Of his favorite teacher, Bader said, “I’m not about to call out any one teacher. To select one is to offend several others. I say that somewhat jokingly.
“I would say there were many,” he added. “You had the opportunity to work with a lot of different teachers and like any school district, some really connect with you well; others don’t.
“I know when I was there we were really fortunate for a small town to really have a number of exceptional teachers that quite candidly, you could really tell really cared about their students and they cared about making a difference for them,” he said.
Bader said he remembered playing in the Rugby Junior High Band, directed by Tilman Hovland, a beloved teacher for whom Rugby High’s Tilman Hovland Auditorium is named.
“Is Rob Hovland still in Rugby?” he asked, adding he had known Rob Hovland, Tilman Hovland’s son, as a child.

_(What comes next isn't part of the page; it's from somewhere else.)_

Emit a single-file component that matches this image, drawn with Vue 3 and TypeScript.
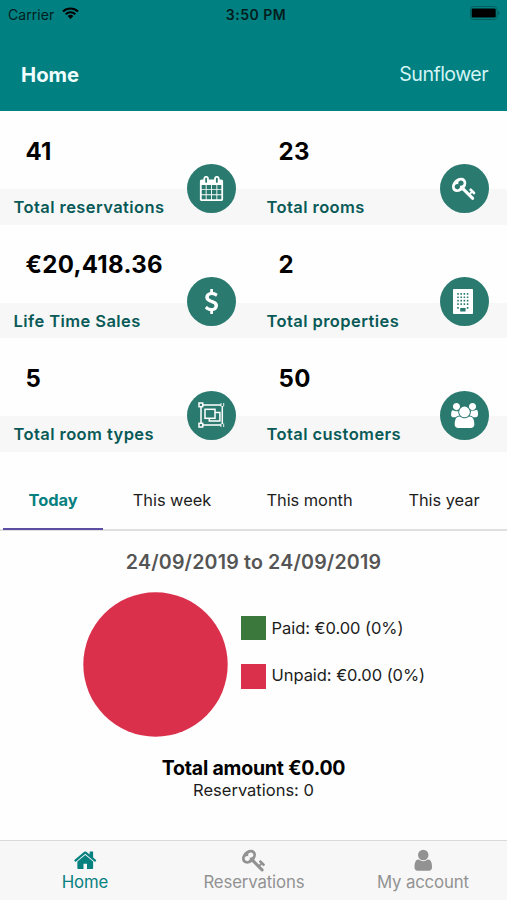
<script setup lang="ts">
import { ref } from 'vue'

interface Stat {
  value: string
  label: string
  icon: string
}

const keyPath =
  'M832 512q0-80-56-136t-136-56-136 56-56 136q0 42 19 83-41-19-83-19-80 0-136 56t-56 136 56 136 136 56 136-56 56-136q0-42-19-83 41 19 83 19 80 0 136-56t56-136zm851 704q0 17-49 66t-66 49q-9 0-28.5-16t-36.5-33-38.5-40-24.5-26l-96 96 220 220q28 28 28 68 0 42-39 81t-81 39q-40 0-68-28l-671-671q-176 131-365 131-163 0-265.5-102.5t-102.5-265.5q0-160 95-313t248-248 313-95q163 0 265.5 102.5t102.5 265.5q0 189-131 365l355 355 96-96q-3-3-26-24.5t-40-38.5-33-36.5-16-28.5q0-17 49-66t66-49q13 0 23 10 6 6 46 44.5t82 79.5 86.5 86 73 78 28.5 41z'

const paths: Record<string, string> = {
  calendar:
    'M192 1664h288v-288h-288v288zm352 0h320v-288h-320v288zm-352-352h288v-320h-288v320zm352 0h320v-320h-320v320zm-352-384h288v-288h-288v288zm736 736h320v-288h-320v288zm-384-736h320v-288h-320v288zm768 736h288v-288h-288v288zm-384-352h320v-320h-320v320zm-352-864v-288q0-13-9.5-22.5t-22.5-9.5h-64q-13 0-22.5 9.5t-9.5 22.5v288q0 13 9.5 22.5t22.5 9.5h64q13 0 22.5-9.5t9.5-22.5zm736 864h288v-320h-288v320zm-384-384h320v-288h-320v288zm384 0h288v-288h-288v288zm32-480v-288q0-13-9.5-22.5t-22.5-9.5h-64q-13 0-22.5 9.5t-9.5 22.5v288q0 13 9.5 22.5t22.5 9.5h64q13 0 22.5-9.5t9.5-22.5zm384-64v1280q0 52-38 90t-90 38h-1408q-52 0-90-38t-38-90v-1280q0-52 38-90t90-38h128v-96q0-66 47-113t113-47h64q66 0 113 47t47 113v96h384v-96q0-66 47-113t113-47h64q66 0 113 47t47 113v96h128q52 0 90 38t38 90z',
  key: keyPath,
  dollar:
    'M1362 1185q0 153-99.5 263.5t-258.5 136.5v175q0 14-9 23t-23 9h-135q-13 0-22.5-9.5t-9.5-22.5v-175q-66-9-127.5-31t-101.5-44.5-74-48-46.5-37.5-17.5-18q-17-21-2-41l103-135q7-10 23-12 15-2 24 9l2 2q113 99 243 125 37 8 74 8 81 0 142.5-43t61.5-122q0-28-15-53t-33.5-42-58.5-37.5-66-32-80-32.5q-39-16-61.5-25t-61.5-26.5-62.5-31-56.5-35.5-53.5-42.5-43.5-49-35.5-58-21-66.5-8.5-78q0-138 98-242t255-134v-180q0-13 9.5-22.5t22.5-9.5h135q14 0 23 9t9 23v176q57 6 110.5 23t87 33.5 63.5 37.5 39 29 15 14q17 18 5 38l-81 146q-8 15-23 16-14 3-27-7-3-3-14.5-12t-39-26.5-58.5-32-74.5-26-85.5-11.5q-95 0-155 43t-60 111q0 26 8.5 48t29.5 41.5 39.5 33 56 31 60.5 27 70 27.5q53 20 81 31.5t76 35 75.5 42.5 62 50 53 63.5 31.5 76.5 13 94z',
  users:
    'M593 896q-162 5-265 128h-134q-82 0-138-40.5t-56-118.5q0-353 124-353 6 0 43.5 21t97.5 42.5 119 21.5q67 0 133-23-5 37-5 66 0 159 93 293zm1071 637q0 120-73 189.5t-194 69.5h-874q-121 0-194-69.5t-73-189.5q0-53 3.5-103.5t14-109 26.5-108.5 43-97.5 62-81 85.5-53.5 111.5-20q10 0 43 21.5t73 48 107 48 135 21.5 135-21.5 107-48 73-48 43-21.5q61 0 111.5 20t85.5 53.5 62 81 43 97.5 26.5 108.5 14 109 3.5 103.5zm-1024-1277q0 106-75 181t-181 75-181-75-75-181 75-181 181-75 181 75 75 181zm704 384q0 159-112.5 271.5t-271.5 112.5-271.5-112.5-112.5-271.5 112.5-271.5 271.5-112.5 271.5 112.5 112.5 271.5zm576 225q0 78-56 118.5t-138 40.5h-134q-103-123-265-128 93-134 93-293 0-29-5-66 66 23 133 23 59 0 119-21.5t97.5-42.5 43.5-21q124 0 124 353zm-128-609q0 106-75 181t-181 75-181-75-75-181 75-181 181-75 181 75 75 181z',
  home:
    'M1472 992v480q0 26-19 45t-45 19h-384v-384h-256v384h-384q-26 0-45-19t-19-45v-480q0-1 .5-3t.5-3l575-474 575 474q1 2 1 6zm223-69l-62 74q-8 9-21 11h-3q-13 0-21-7l-692-577-692 577q-12 8-24 7-13-2-21-11l-62-74q-8-10-7-23.5t11-21.5l719-599q32-26 76-26t76 26l244 204v-195q0-14 9-23t23-9h192q14 0 23 9t9 23v408l219 182q10 8 11 21.5t-7 23.5z',
  user:
    'M1536 1399q0 109-62.5 187t-150.5 78h-854q-88 0-150.5-78t-62.5-187q0-85 8.5-160.5t31.5-152 58.5-131 94-89 134.5-34.5q131 128 313 128t313-128q76 0 134.5 34.5t94 89 58.5 131 31.5 152 8.5 160.5zm-256-887q0 159-112.5 271.5t-271.5 112.5-271.5-112.5-112.5-271.5 112.5-271.5 271.5-112.5 271.5 112.5 112.5 271.5z',
}

const stats: Stat[] = [
  { value: '41', label: 'Total reservations', icon: 'calendar' },
  { value: '23', label: 'Total rooms', icon: 'key' },
  { value: '€20,418.36', label: 'Life Time Sales', icon: 'dollar' },
  { value: '2', label: 'Total properties', icon: 'building' },
  { value: '5', label: 'Total room types', icon: 'group' },
  { value: '50', label: 'Total customers', icon: 'users' },
]

const periods = ['Today', 'This week', 'This month', 'This year']
const activePeriod = ref(0)

const legend = [
  { kind: 'paid', text: 'Paid: €0.00 (0%)' },
  { kind: 'unpaid', text: 'Unpaid: €0.00 (0%)' },
]

const nav = [
  { label: 'Home', icon: 'home' },
  { label: 'Reservations', icon: 'key' },
  { label: 'My account', icon: 'user' },
]
const activeNav = ref(0)

const windowRows = [5, 8.4, 11.8, 15.2]
const windowCols = [4.2, 7.4, 10.6, 13.8]
</script>

<template>
  <div class="screen">
    <header class="header">
      <div class="status">
        <div class="carrier">
          <span>Carrier</span>
          <svg class="wifi" viewBox="0 0 17 12">
            <path d="M1 4.4a11 11 0 0 1 15 0M3.7 7.2a7 7 0 0 1 9.6 0" />
            <path class="dot" d="M8.5 12 5.6 9.1a4.2 4.2 0 0 1 5.8 0z" />
          </svg>
        </div>
        <span class="clock">3:50 PM</span>
        <svg class="battery" viewBox="0 0 30 14">
          <rect class="shell" x=".5" y=".5" width="26.5" height="13" rx="3" />
          <rect x="1.7" y="2.4" width="24" height="9" rx="1.2" />
          <path class="cap" d="M28 4.7q1.6.7 1.6 2.3T28 9.3z" />
        </svg>
      </div>
      <div class="title-row">
        <h1>Home</h1>
        <span class="hotel">Sunflower</span>
      </div>
    </header>

    <section class="stats">
      <article v-for="s in stats" :key="s.label" class="stat">
        <div class="value">{{ s.value }}</div>
        <div class="label">{{ s.label }}</div>
        <div class="badge">
          <svg v-if="s.icon === 'building'" class="building" viewBox="0 0 20 25">
            <rect width="20" height="25" rx=".8" fill="#fff" />
            <g fill="#2a7a70">
              <template v-for="y in windowRows" :key="y">
                <rect v-for="x in windowCols" :key="x" :x="x" :y="y - 1" width="1.6" height="1.7" rx=".3" />
              </template>
              <rect x="4.2" y="18" width="1.6" height="1.7" rx=".3" />
              <rect x="13.8" y="18" width="1.6" height="1.7" rx=".3" />
              <rect x="7.2" y="19" width="5.4" height="3.6" rx=".5" />
            </g>
          </svg>
          <svg v-else-if="s.icon === 'group'" class="group" viewBox="0 0 28 26">
            <g fill="none" stroke="#fff" stroke-width="1.5">
              <path d="M5 3h18M5 23h18M3 5v16M24.3 4v18" />
              <rect x="1" y="1" width="3.7" height="3.7" />
              <rect x="1" y="21.3" width="3.7" height="3.7" />
              <path d="M23 1v3.5M23 25v-3.5M25.7 1v3.5M25.7 25v-3.5" stroke-width=".9" />
              <rect x="7" y="7.3" width="10" height="9" />
              <path d="M17 10.5h4.9v8.6H11.3V16.3" />
            </g>
          </svg>
          <svg v-else-if="s.icon === 'users'" class="users" viewBox="0 0 1920 1792">
            <path :d="paths.users" />
          </svg>
          <svg v-else class="glyph" viewBox="0 0 1792 1792"><path :d="paths[s.icon]" /></svg>
        </div>
      </article>
    </section>

    <nav class="periods">
      <button
        v-for="(p, i) in periods"
        :key="p"
        :class="['period', { active: i === activePeriod }]"
        @click="activePeriod = i"
      >
        {{ p }}
      </button>
    </nav>

    <main class="report">
      <h2>24/09/2019 to 24/09/2019</h2>
      <div class="chart">
        <svg class="pie" viewBox="0 0 145 145"><circle cx="72.5" cy="72.5" r="72.2" /></svg>
        <ul class="legend">
          <li v-for="l in legend" :key="l.kind">
            <span :class="['swatch', l.kind]"></span>
            <span class="entry">{{ l.text }}</span>
          </li>
        </ul>
      </div>
      <div class="total">Total amount €0.00</div>
      <div class="count">Reservations: 0</div>
    </main>

    <footer class="tabbar">
      <button
        v-for="(n, i) in nav"
        :key="n.label"
        :class="['tab', n.icon, { active: i === activeNav }]"
        @click="activeNav = i"
      >
        <svg class="tab-icon" viewBox="0 0 1792 1792"><path :d="paths[n.icon]" /></svg>
        <span>{{ n.label }}</span>
      </button>
    </footer>
  </div>
</template>

<style>
body {
  margin: 0;
  background: #fff;
}
</style>

<style scoped>
.screen {
  display: flex;
  flex-direction: column;
  width: 507px;
  height: 900px;
  overflow: hidden;
  background: #fefefe;
  color: #000;
  font-family: Inter, 'Liberation Sans', sans-serif;
}
button {
  padding: 0;
  border: 0;
  background: none;
  font: inherit;
  color: inherit;
}
.header {
  flex: none;
  height: 110.5px;
  background: #008080;
}
.status {
  display: grid;
  grid-template-columns: 1fr auto 1fr;
  align-items: center;
  height: 28px;
  padding: 0 7px 0 8px;
  font-size: 14px;
  color: #021d1d;
}
.carrier {
  display: flex;
  align-items: center;
  gap: 8px;
  letter-spacing: 0.05px;
}
.wifi {
  width: 17px;
  height: 12px;
  margin-top: -2px;
  fill: none;
  stroke: #000;
  stroke-width: 2.1;
}
.wifi .dot {
  fill: #000;
  stroke: none;
}
.clock {
  padding-left: 4px;
  font-weight: 600;
  letter-spacing: 0.5px;
}
.battery {
  justify-self: end;
  width: 30px;
  height: 14px;
  margin-top: -2px;
}
.battery .shell {
  fill: none;
  stroke: #065f5f;
}
.battery .cap {
  fill: #065f5f;
}
.title-row {
  display: flex;
  align-items: center;
  justify-content: space-between;
  height: 92px;
  padding: 0 19px 0 21px;
  color: #effdfd;
}
h1 {
  margin: 0;
  font-size: 20.3px;
  font-weight: 700;
}
.hotel {
  font-size: 19.6px;
  letter-spacing: -0.55px;
  color: #d3f4f4;
}
.stats {
  display: grid;
  flex: none;
  grid-template-columns: 253px 254px;
  grid-auto-rows: 113.5px;
}
.stat {
  position: relative;
}
.value {
  height: 78.5px;
  padding-left: 25.5px;
  box-sizing: border-box;
  font-size: 24px;
  font-weight: 700;
  letter-spacing: 0.3px;
  line-height: 81px;
}
.label {
  height: 35.5px;
  padding-left: 13.5px;
  background: #f7f7f7;
  color: #095a57;
  font-size: 16.5px;
  font-weight: 600;
  letter-spacing: 0.42px;
  line-height: 36.7px;
}
.badge {
  position: absolute;
  top: 53px;
  left: 186.5px;
  display: flex;
  align-items: center;
  justify-content: center;
  width: 49px;
  height: 49px;
  border-radius: 50%;
  background: #2a7a70;
}
.badge svg {
  height: 25px;
  fill: #fff;
}
.glyph {
  width: 25px;
}
.users {
  width: 27px;
}
.building {
  width: 20px;
  margin-right: 2px;
}
.badge .group {
  width: 28px;
  height: 26px;
  margin-left: 1px;
}
.periods {
  display: grid;
  flex: none;
  grid-template-columns: 103px 138px 137px 129px;
  height: 79.5px;
  box-sizing: border-box;
  padding-top: 17px;
  border-bottom: 2.5px solid #dfdfdf;
}
.period {
  position: relative;
  padding-top: 3px;
  font-size: 16.4px;
  letter-spacing: -0.03px;
  color: #1c1c1c;
  white-space: nowrap;
}
.period:last-child {
  padding-left: 3px;
}
.period.active {
  padding-left: 3px;
  color: #078080;
  font-weight: 700;
}
.period.active::after {
  content: '';
  position: absolute;
  right: 0;
  bottom: -1.5px;
  left: 3px;
  height: 2px;
  background: #5c4ea3;
}
.report {
  flex: 1;
  text-align: center;
}
h2 {
  margin: 0;
  padding-top: 18px;
  color: #555;
  font-size: 19.6px;
  font-weight: 600;
  letter-spacing: 0.18px;
  line-height: 26px;
}
.chart {
  display: flex;
  gap: 13px;
  margin-top: 17.5px;
  padding-left: 83px;
}
.pie {
  width: 145px;
  height: 145px;
  fill: #da304c;
}
.legend {
  display: flex;
  flex-direction: column;
  gap: 24px;
  margin: 0;
  padding: 23.5px 0 0;
  list-style: none;
}
.legend li {
  display: flex;
  gap: 6px;
  align-items: center;
  height: 24.5px;
}
.swatch {
  width: 24.5px;
  height: 24.5px;
}
.paid {
  background: #3b783b;
}
.unpaid {
  background: #da304c;
}
.entry {
  font-size: 16.5px;
  letter-spacing: -0.05px;
  line-height: 22px;
  color: #1c1c1c;
}
.unpaid + .entry {
  margin-top: -2px;
}
.total {
  margin-top: 19px;
  font-size: 19.5px;
  font-weight: 700;
  letter-spacing: -0.2px;
  line-height: 24px;
}
.count {
  font-size: 16.5px;
  line-height: 20px;
  color: #1c1c1c;
}
.tabbar {
  display: grid;
  flex: none;
  grid-template-columns: repeat(3, 1fr);
  height: 60px;
  box-sizing: border-box;
  border-top: 1.5px solid #dadada;
  background: #f7f7f7;
}
.tab {
  display: flex;
  flex-direction: column;
  align-items: center;
  padding: 6.5px 0 0 0.8px;
  color: #929292;
  font-size: 16.8px;
  letter-spacing: -0.15px;
  line-height: 20px;
}
.tab.active {
  color: #078080;
}
.tab-icon {
  width: 24.5px;
  height: 24.5px;
  fill: currentColor;
}
</style>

Not surprisingly, Bader also remembered Rugby’s Dairy Queen.
Bader said he had never worked at Rugby’s Dairy Queen as a teen, “but I was a frequent visitor there. I lived just on the other side of the football field. So, you’d find me walking or taking my bike there often.”
College and career
Bader’s post-high school life took him to the Badlands for summer jobs, and the University of North Dakota for a bachelor’s degree in business administration with an emphasis in finance. From there, he studied law at the University of Minnesota before beginning his career.
Bader has used his small-town roots and the lessons he absorbed from them to his advantage, he said.
“I think so often, in terms of the smaller communities, when you’re there, you don’t appreciate it,” he said.
“But, the work ethic that was instilled, the mindset to be accountable for the things you do, the things you say and your actions and behaviors is really understated, in many ways,” he added.
“In larger cities, most people aren’t going to know you,” he explained. “If you have a service business and do a bad job, people don’t really care, because they know they have a lot of other customers they can satisfy and they have the opportunity to work with in the future.
“In a small town, that’s not your opportunity. If you don’t stand behind it; if you don’t provide good service, if you don’t take care of people, if you don’t treat people decently, everyone knows it and it matters.”
Lessons from small town life
“I think the biggest thing for me is it instilled in my mind the importance of being accountable, of being ethical and really caring about your integrity,” Bader added.
“You’re given integrity and you could lose it quickly, but reputation truly matters,” he said.
“At least for me, it was something that really mattered. The way you treated people mattered. Because they were part of your community,” he said.
Bader and his wife live in the Minneapolis area. Their son, a mechanical engineer, works in the automotive field.
Bader recalled when he joined Dairy Queen in 2001, his son, about five years old at the time, “was a little disappointed to hear that he wasn’t going to be able to go behind the counter at every Dairy Queen to get all the ice cream he wanted.”
At International Dairy Queen, Bader worked in what he said were “various roles,” sometimes relying on his legal education, but not practicing law.
In 2011, Bader took the helm as chief operating officer of the company before becoming CEO and president in 2018.
Bader said he had an opportunity to visit Rugby in 2015 to do a biography at the Rugby Dairy Queen for International Dairy Queen’s International Franchise Expo.
He called the experience “nostalgic.”
“But that was the last time I was back,” he said. “I don’t have family in Rugby anymore. I really haven’t for quite some time.”